Like many professionals who have been lucky enough to make a few extra shekels, I have turned over the years to "financial advisers, " who are brokers charging a fee to do what you can do yourself. This is particularly true today, when financial information is instantly available to anyone with a computer.
I winnowed my use of managers to two -- one who has actually done very well, and takes the time to really research stuff before recommending it to me, and another, the ex wife of a college friend who inherited my accounts at her investment bank when a former broker left.
I'm too skeptical to trust any one person with my hard earned money. I guess folks who love what they do always figure they can keep on doing it if their investments tank. Not me. I always had a plan as a lawyer -- make as much as I could, stash it away, and give myself freedom from having to do it full time as I aged. I figured by now, I'd have been out of the gig for several years -- but I'm still at it for lack of anything else productive to do. But protecting the savings is paramount to me.

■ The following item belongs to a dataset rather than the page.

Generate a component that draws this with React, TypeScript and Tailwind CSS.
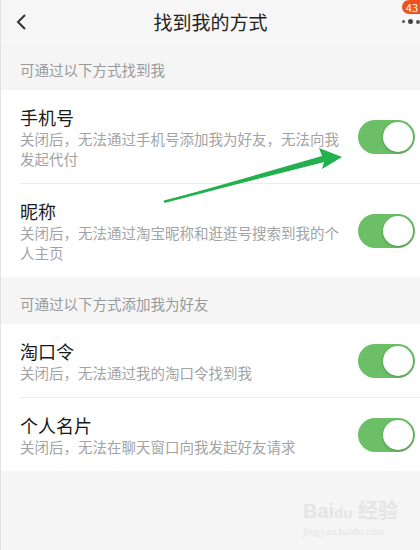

So my main guy handles about 20% of our funds. The only problem with him is that he's the classic cobbler with shoe-less kids -- he's personally broke. He had a few setbacks, and never took a firm hand with his family -- allowing his kids to stay in expensive private schools, keeping up country club memberships, dealing with extended family issues -- so now when we go to lunch, he pays cash -- his credit card company sued him for nearly $40K, and I assume he no longer has a card. So why would I let him still manage my money?
I made sure I was doing business with a larger house -- his employer -- and have in writing guarantees from them that they'll stand by any losses. So if my man decided it's time to hi-tail it out of here, as my friend Paul said, that would be a boon to me -- I could bring a claim against the bank and probably collect damages on top of the principal taken. So for now I keep doing business with him -- but under a very watchful eye -- I check my account daily.
My other "F/A" manages very little of my money. I keep paying her bank really out of inertia and friendship more than anything else. But yesterday I got an email that annoyed me. She writes every so often to give me "heads up" about things in my account -- like bonds that are maturing. I know which bonds are maturing. So the cheerful email said that a particular issue was coming due today. The problem is, another part of that issue was coming due as well -- my crack FA clearly only glanced at my account instead of really reading it.
I emailed back and corrected her. I know she was a bit shamed -- she should be. It's one thing to charge me for a service I no longer need -- at least do it accurately!
I'm trimming the account with her bank, little by little, and probably by year's end will be done -- no one takes the time to handle one's own money better than its owner -- or ought to, anyway.
I joked to D2 yesterday that I had become a money manager -- since I manage the Ds' accounts, and most of Wifey and my portfolios. I need to figure out a way to charge myself for my efforts.
Of course, I never for a moment cease to be grateful for these classic "first world problems." I realize how lucky I am that these are the issues I have to deal with. And I never forget that things can change in a NY minute.
My Dad retired in 1979 -- after carefully planning his future non working finances. He bought his Delray condo for cash, and got a lump sum profit sharing benefit. In those days, bank savings rates were near 20% (I think he actually got one CD for nearly that amount), and living well but modestly, including Social Security, he was confident about his and Mom's financial future.
But then he got scared -- thinking he'd have to fully financially support a grandson whose father was allergic to work. I remember coming home late from college years partying, in 1982, and finding him pacing -- telling me he was probably going to have to work again. I asked why he was responsible for the life choices of a then 34 year old daughter, and he scoffed -- he was responsible for his family, he said -- that was that.
Well, he dropped dead a few months later -- leaving financial, and all worries, behind. And his widow, my Mom, did just fine -- she was generous but not of the belief she had to fully support anyone but herself -- and there was enough money left from Dad's profit sharing check, in '79, that we had to open a special needs trust for Mom to handle her final 11 months in a nursing home. My siblings and I inherited her condo -- bought for $39K and sold 34 years later for $45K, and Medicaid liens took the remaining cash.
So you never know -- but as my father's son, I plan as much as I can. Wifey says this is all way over her head, so I have to stay alive. Fortunately, one son in law is a CPA, and our hopefully future other son in law is a financial analyst -- they can worry about all this.
But for now -- I run the money. I just wish the people I have helping me would actually take more care in their jobs.